Work required
Output the material exactly, but drop every image it holds.

───

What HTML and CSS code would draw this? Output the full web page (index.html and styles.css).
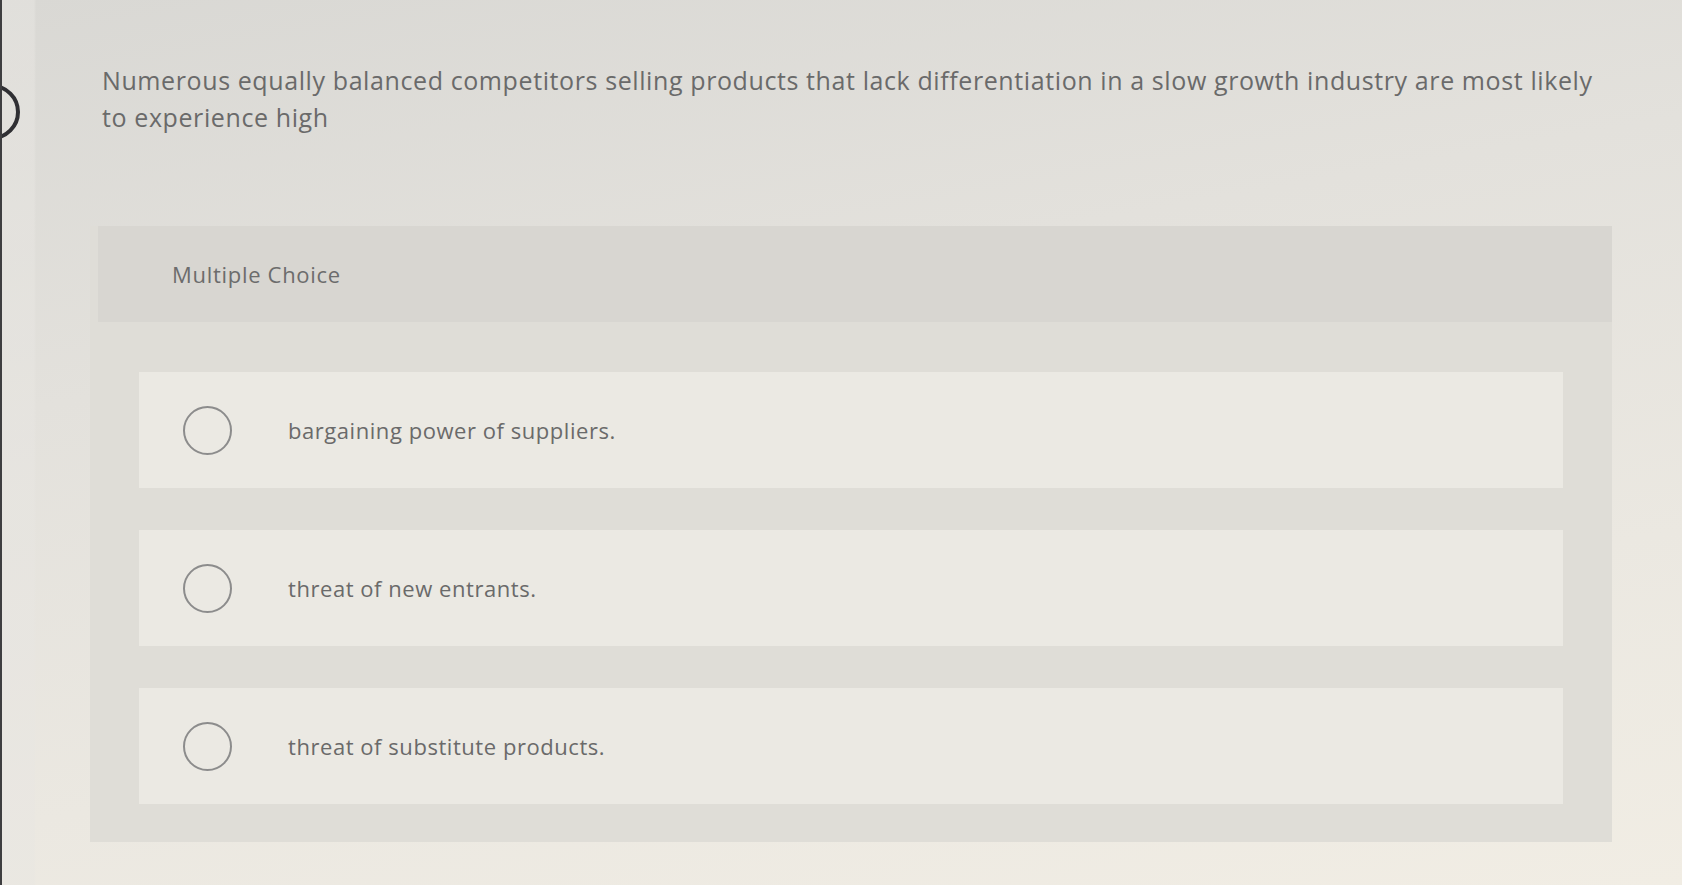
FILE: index.html
```html
<!DOCTYPE html>
<html lang="en">
<head>
<meta charset="utf-8">
<title>Multiple Choice</title>
<link rel="stylesheet" href="styles.css">
</head>
<body>
<div class="screen">
  <div class="edge"><div class="qnum"></div></div>
  <main class="content">
    <p class="question">Numerous equally balanced competitors selling products that lack differentiation in a slow growth industry are most likely to experience high</p>
    <section class="card">
      <header class="card-head">Multiple Choice</header>
      <div class="options">
        <label class="option"><span class="radio"></span><span class="opt-text">bargaining power of suppliers.</span></label>
        <label class="option"><span class="radio"></span><span class="opt-text">threat of new entrants.</span></label>
        <label class="option"><span class="radio"></span><span class="opt-text">threat of substitute products.</span></label>
      </div>
    </section>
  </main>
</div>
</body>
</html>
```

FILE: styles.css
```css
html, body {
  margin: 0;
  padding: 0;
  height: 100%;
}
body {
  font-family: "Open Sans", Lato, "Liberation Sans", sans-serif;
  color: #6a6a6a;
  background: linear-gradient(170deg, #d9d8d4 0%, #e3e1dc 35%, #ebe8e1 70%, #f1ede4 100%);
  overflow: hidden;
}
.screen {
  display: flex;
  height: 885px;
  border-left: 2px solid #3e3e40;
  box-sizing: border-box;
}
.edge {
  width: 100px;
  flex: none;
  padding-top: 84px;
  overflow: hidden;
  background: linear-gradient(90deg, rgba(232,230,226,0.5) 0, rgba(232,230,226,0.5) 32px, rgba(0,0,0,0) 34px);
}
.qnum {
  width: 48px;
  height: 48px;
  margin-left: -38px;
  border: 4px solid #2f2f33;
  border-radius: 50%;
}
.content {
  flex: 1;
  padding-right: 70px;
}
.question {
  margin: 62px 0 0 0;
  font-size: 25px;
  line-height: 37px;
  letter-spacing: 0.6px;
  color: #6a6a6a;
  max-width: 1500px;
}
.card {
  margin: 90px 0 0 -12px;
  width: 1522px;
  height: 616px;
  background: #dfddd7;
}
.card-head {
  height: 96px;
  margin-left: 8px;
  padding-left: 74px;
  display: flex;
  align-items: center;
  font-size: 22px;
  letter-spacing: 0.7px;
  color: #6c6c6c;
  background: #d8d6d1;
}
.options {
  padding: 50px 49px 0 49px;
  display: flex;
  flex-direction: column;
  gap: 42px;
}
.option {
  height: 116px;
  display: flex;
  align-items: center;
  padding-left: 44px;
  background: #ebe9e3;
}
.radio {
  width: 45px;
  height: 45px;
  border: 2px solid #8c8c8c;
  border-radius: 50%;
  flex: none;
}
.opt-text {
  margin-left: 56px;
  font-size: 22px;
  letter-spacing: 0.55px;
  color: #6a6a6a;
}
```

───

Solution below
What HTML and CSS code would draw this? Output the full web page (index.html and styles.css).
FILE: index.html
```html
<!DOCTYPE html>
<html lang="en">
<head>
<meta charset="utf-8">
<title>Multiple Choice</title>
<link rel="stylesheet" href="styles.css">
</head>
<body>
<div class="screen">
  <div class="edge"><div class="qnum"></div></div>
  <main class="content">
    <p class="question">Numerous equally balanced competitors selling products that lack differentiation in a slow growth industry are most likely to experience high</p>
    <section class="card">
      <header class="card-head">Multiple Choice</header>
      <div class="options">
        <label class="option"><span class="radio"></span><span class="opt-text">bargaining power of suppliers.</span></label>
        <label class="option"><span class="radio"></span><span class="opt-text">threat of new entrants.</span></label>
        <label class="option"><span class="radio"></span><span class="opt-text">threat of substitute products.</span></label>
      </div>
    </section>
  </main>
</div>
</body>
</html>
```

FILE: styles.css
```css
html, body {
  margin: 0;
  padding: 0;
  height: 100%;
}
body {
  font-family: "Open Sans", Lato, "Liberation Sans", sans-serif;
  color: #6a6a6a;
  background: linear-gradient(170deg, #d9d8d4 0%, #e3e1dc 35%, #ebe8e1 70%, #f1ede4 100%);
  overflow: hidden;
}
.screen {
  display: flex;
  height: 885px;
  border-left: 2px solid #3e3e40;
  box-sizing: border-box;
}
.edge {
  width: 100px;
  flex: none;
  padding-top: 84px;
  overflow: hidden;
  background: linear-gradient(90deg, rgba(232,230,226,0.5) 0, rgba(232,230,226,0.5) 32px, rgba(0,0,0,0) 34px);
}
.qnum {
  width: 48px;
  height: 48px;
  margin-left: -38px;
  border: 4px solid #2f2f33;
  border-radius: 50%;
}
.content {
  flex: 1;
  padding-right: 70px;
}
.question {
  margin: 62px 0 0 0;
  font-size: 25px;
  line-height: 37px;
  letter-spacing: 0.6px;
  color: #6a6a6a;
  max-width: 1500px;
}
.card {
  margin: 90px 0 0 -12px;
  width: 1522px;
  height: 616px;
  background: #dfddd7;
}
.card-head {
  height: 96px;
  margin-left: 8px;
  padding-left: 74px;
  display: flex;
  align-items: center;
  font-size: 22px;
  letter-spacing: 0.7px;
  color: #6c6c6c;
  background: #d8d6d1;
}
.options {
  padding: 50px 49px 0 49px;
  display: flex;
  flex-direction: column;
  gap: 42px;
}
.option {
  height: 116px;
  display: flex;
  align-items: center;
  padding-left: 44px;
  background: #ebe9e3;
}
.radio {
  width: 45px;
  height: 45px;
  border: 2px solid #8c8c8c;
  border-radius: 50%;
  flex: none;
}
.opt-text {
  margin-left: 56px;
  font-size: 22px;
  letter-spacing: 0.55px;
  color: #6a6a6a;
}
```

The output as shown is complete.